Comparative Legal Perspective

In English law, the principles of duress and undue influence are narrower in scope than their Indian counterparts but similarly aim to ensure genuine consent. American law offers broader doctrines such as economic duress and unconscionability to invalidate unfair contracts. These comparative insights underline the need for evolving Indian jurisprudence in light of modern contractual realities.

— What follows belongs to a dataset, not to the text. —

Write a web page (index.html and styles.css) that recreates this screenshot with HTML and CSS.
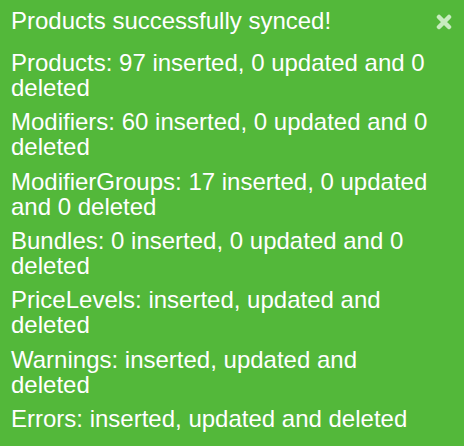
FILE: index.html
```html
<!DOCTYPE html>
<html lang="en">
  <head>
    <meta charset="UTF-8" />
    <title>Sync result</title>
    <link rel="stylesheet" href="styles.css">
  </head>
  <body>
    <div class="toast">
      <div class="toast-head">
        <div class="toast-title">Products successfully synced!</div>
        <button class="toast-close" aria-label="Close">
          <svg width="16" height="16" viewBox="0 0 16 16">
            <path d="M3 3 L13 13 M13 3 L3 13" stroke="currentColor" stroke-width="4.5" stroke-linecap="round" />
          </svg>
        </button>
      </div>
      <ul class="toast-list">
        <li>Products: 97 inserted, 0 updated and 0 deleted</li>
        <li>Modifiers: 60 inserted, 0 updated and 0 deleted</li>
        <li>ModifierGroups: 17 inserted, 0 updated and 0 deleted</li>
        <li>Bundles: 0 inserted, 0 updated and 0 deleted</li>
        <li>PriceLevels: inserted, updated and deleted</li>
        <li>Warnings: inserted, updated and deleted</li>
        <li>Errors: inserted, updated and deleted</li>
      </ul>
    </div>
  </body>
</html>
```

FILE: styles.css
```css
body {
  margin: 0;
  background-color: #53b83a;
  font-family: "Liberation Sans", Arial, sans-serif;
  color: #fff;
}
.toast {
  width: 464px;
  height: 446px;
  box-sizing: border-box;
  padding: 8px 11px 0 11px;
}
.toast-head {
  display: flex;
  justify-content: space-between;
  align-items: flex-start;
}
.toast-title {
  font-size: 24px;
  line-height: 25px;
}
.toast-close {
  background: none;
  border: none;
  padding: 0;
  margin-top: 6px;
  margin-right: 1px;
  color: #c8ebbf;
  cursor: pointer;
}
.toast-list {
  list-style: none;
  margin: 17px 0 0;
  padding: 0;
  font-size: 24px;
  line-height: 25px;
  width: 420px;
}
.toast-list li {
  margin-bottom: 9.33px;
}
```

ConclusionFree consent is not just a procedural requirement but a substantive element ensuring justice in contractual relations. The Indian Contract Act, through Sections 13 to 22, provides a comprehensive legal framework that protects parties from entering into contracts involuntarily. Judicial interpretations have generally reinforced these protections, though challenges persist. In an era of increasing digital and standardized contracting, the principle of free consent must be safeguarded with renewed legal vigilance. References
  1. Indian Contract Act, 1872, § 10.
  2. Id., § 13.
  3. Id., § 14.
  4. Id., § 19.
  5. Id., § 20.
  6. Ranganayakamma v. Alwar Setti, ILR (1889) 13 Mad 214.
  7. Mannu Singh v. Umadat Pande, (1905) 27 All 15.
  8. Derry v. Peek, (1889) 14 App Cas 337 (HL).
  9. Bell v. Lever Bros Ltd., [1932] AC 161 (HL).